Objective. In the data below, locate the line containing "Clone this screenshot" and the line containing "import React from", then retype both and everything between them exactly. Pictures are not part of the copy.

◇ ◇ ◇ ◇

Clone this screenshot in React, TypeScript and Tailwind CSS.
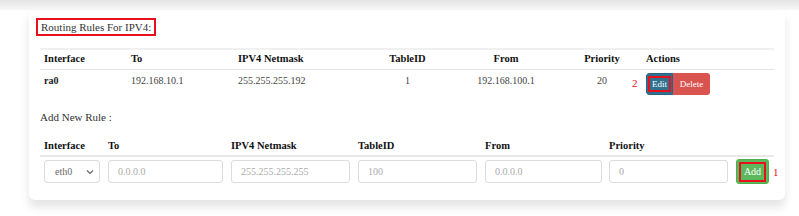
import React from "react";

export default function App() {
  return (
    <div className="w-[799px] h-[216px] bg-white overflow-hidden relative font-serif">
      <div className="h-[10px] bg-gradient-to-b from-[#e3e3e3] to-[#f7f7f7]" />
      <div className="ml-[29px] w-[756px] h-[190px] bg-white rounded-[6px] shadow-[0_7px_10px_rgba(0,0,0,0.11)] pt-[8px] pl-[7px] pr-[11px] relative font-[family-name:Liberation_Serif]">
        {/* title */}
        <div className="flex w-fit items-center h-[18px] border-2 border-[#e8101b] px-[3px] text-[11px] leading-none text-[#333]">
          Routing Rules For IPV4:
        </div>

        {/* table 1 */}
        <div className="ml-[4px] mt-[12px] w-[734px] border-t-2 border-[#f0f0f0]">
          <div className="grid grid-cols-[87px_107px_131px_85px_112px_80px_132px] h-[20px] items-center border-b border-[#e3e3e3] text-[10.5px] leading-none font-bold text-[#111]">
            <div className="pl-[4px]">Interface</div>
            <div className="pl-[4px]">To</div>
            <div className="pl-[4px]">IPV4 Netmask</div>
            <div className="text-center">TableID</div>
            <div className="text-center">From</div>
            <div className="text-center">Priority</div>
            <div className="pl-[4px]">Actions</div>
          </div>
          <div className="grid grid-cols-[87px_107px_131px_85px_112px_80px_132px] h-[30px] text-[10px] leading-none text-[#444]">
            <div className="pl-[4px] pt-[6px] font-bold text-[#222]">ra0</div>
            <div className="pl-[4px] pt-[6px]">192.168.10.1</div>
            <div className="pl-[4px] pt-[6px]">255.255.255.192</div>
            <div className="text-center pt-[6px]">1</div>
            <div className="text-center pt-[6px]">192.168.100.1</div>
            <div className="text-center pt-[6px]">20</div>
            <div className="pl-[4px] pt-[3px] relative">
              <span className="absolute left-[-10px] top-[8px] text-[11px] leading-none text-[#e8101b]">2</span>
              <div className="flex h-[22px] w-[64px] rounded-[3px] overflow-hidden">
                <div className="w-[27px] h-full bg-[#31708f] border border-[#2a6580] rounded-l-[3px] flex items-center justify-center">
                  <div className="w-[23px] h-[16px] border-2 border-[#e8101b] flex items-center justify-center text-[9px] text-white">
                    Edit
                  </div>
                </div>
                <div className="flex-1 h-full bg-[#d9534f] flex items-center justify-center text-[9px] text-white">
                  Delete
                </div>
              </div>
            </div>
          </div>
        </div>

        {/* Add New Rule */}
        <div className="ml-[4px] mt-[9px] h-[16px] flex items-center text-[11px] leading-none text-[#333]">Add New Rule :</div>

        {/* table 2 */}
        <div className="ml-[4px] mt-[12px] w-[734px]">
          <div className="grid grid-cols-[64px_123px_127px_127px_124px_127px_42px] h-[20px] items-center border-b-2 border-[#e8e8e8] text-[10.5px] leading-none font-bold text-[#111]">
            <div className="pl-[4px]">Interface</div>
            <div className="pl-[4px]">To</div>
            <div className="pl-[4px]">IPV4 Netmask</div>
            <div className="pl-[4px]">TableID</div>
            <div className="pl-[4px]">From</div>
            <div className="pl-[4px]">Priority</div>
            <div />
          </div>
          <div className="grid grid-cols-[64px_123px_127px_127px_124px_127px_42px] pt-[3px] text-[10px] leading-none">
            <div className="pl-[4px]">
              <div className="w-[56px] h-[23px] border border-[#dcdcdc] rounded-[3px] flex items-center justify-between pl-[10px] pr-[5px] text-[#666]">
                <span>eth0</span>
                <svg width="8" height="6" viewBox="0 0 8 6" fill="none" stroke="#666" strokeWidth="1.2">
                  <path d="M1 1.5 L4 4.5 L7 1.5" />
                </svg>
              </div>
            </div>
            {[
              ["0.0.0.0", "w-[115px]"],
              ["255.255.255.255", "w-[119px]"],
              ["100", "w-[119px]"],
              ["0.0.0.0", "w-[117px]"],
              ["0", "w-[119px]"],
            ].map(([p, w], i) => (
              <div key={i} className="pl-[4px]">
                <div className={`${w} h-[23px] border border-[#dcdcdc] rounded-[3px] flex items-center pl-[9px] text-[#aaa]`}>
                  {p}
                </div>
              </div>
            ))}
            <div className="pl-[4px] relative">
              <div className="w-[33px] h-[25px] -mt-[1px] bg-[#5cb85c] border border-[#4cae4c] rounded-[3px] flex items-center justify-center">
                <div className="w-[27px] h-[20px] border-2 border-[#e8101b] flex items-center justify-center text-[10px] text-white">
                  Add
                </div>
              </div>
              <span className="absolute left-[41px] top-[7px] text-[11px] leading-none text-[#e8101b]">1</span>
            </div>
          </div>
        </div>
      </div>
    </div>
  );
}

◇ ◇ ◇ ◇

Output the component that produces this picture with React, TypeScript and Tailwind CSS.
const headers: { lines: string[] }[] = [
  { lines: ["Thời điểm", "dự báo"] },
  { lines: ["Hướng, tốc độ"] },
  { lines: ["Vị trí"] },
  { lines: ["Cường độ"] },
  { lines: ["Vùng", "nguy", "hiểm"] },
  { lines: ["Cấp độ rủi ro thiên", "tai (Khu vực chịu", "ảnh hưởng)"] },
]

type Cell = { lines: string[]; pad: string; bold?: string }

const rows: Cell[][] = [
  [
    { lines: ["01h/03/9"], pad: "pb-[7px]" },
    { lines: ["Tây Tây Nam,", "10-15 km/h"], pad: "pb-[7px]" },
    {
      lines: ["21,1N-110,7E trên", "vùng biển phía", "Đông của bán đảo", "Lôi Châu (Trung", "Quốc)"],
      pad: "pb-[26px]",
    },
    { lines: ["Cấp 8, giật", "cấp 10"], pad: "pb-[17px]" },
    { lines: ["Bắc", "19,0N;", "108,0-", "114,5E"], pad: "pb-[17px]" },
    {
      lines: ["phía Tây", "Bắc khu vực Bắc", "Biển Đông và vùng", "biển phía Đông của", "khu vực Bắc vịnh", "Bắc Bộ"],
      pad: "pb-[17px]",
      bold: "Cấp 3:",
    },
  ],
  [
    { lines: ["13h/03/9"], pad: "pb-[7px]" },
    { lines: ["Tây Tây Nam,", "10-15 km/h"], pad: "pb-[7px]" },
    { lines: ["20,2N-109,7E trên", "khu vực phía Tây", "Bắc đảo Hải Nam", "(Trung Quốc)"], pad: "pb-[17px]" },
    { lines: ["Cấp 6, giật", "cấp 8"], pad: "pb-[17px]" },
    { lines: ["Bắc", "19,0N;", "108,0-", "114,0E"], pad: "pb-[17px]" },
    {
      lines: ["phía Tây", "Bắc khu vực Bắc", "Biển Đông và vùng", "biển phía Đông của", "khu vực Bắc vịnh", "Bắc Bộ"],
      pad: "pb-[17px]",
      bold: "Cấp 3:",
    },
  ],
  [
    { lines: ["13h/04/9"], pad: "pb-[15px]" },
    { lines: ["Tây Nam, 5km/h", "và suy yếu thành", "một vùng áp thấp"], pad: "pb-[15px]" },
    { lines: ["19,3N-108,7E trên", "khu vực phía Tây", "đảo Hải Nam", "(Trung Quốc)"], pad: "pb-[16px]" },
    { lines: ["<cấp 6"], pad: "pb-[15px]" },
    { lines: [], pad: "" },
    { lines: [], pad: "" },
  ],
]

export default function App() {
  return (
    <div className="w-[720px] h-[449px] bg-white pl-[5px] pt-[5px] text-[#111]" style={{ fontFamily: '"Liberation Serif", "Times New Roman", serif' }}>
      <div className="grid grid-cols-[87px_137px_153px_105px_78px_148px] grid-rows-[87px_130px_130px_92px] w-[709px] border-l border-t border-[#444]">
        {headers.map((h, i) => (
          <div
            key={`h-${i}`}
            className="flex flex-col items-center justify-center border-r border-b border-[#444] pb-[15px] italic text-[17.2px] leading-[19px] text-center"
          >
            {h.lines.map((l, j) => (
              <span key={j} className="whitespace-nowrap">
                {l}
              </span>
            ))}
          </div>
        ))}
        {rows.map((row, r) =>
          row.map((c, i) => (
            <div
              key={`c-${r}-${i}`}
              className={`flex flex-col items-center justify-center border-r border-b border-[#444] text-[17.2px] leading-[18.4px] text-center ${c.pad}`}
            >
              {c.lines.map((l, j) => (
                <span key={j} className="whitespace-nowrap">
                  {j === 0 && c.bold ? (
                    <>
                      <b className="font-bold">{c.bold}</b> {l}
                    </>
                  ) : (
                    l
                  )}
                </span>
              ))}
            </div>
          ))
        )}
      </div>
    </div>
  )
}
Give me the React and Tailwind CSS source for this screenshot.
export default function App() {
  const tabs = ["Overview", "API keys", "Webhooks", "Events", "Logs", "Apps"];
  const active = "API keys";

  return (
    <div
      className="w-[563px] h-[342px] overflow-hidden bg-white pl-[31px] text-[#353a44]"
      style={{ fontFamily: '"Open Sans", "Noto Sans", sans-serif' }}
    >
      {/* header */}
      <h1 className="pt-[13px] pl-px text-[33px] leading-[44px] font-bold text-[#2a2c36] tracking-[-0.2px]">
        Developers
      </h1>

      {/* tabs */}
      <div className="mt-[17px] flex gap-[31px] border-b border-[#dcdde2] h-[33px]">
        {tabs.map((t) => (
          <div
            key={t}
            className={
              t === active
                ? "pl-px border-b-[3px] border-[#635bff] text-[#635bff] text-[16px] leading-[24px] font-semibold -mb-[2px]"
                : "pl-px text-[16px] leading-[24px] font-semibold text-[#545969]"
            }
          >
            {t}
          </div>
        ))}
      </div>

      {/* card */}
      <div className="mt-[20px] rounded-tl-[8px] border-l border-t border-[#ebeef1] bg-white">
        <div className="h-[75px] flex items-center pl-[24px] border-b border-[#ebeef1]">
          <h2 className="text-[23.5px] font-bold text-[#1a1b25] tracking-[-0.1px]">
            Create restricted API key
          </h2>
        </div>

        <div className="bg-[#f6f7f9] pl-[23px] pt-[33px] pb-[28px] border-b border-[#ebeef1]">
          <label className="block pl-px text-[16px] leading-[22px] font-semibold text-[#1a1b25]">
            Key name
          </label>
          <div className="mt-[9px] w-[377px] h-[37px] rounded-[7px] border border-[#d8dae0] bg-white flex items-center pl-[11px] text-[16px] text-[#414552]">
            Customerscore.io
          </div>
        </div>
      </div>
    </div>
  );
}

◇ ◇ ◇ ◇

Answer to the exercise.
Clone this screenshot in React, TypeScript and Tailwind CSS.
import React from "react";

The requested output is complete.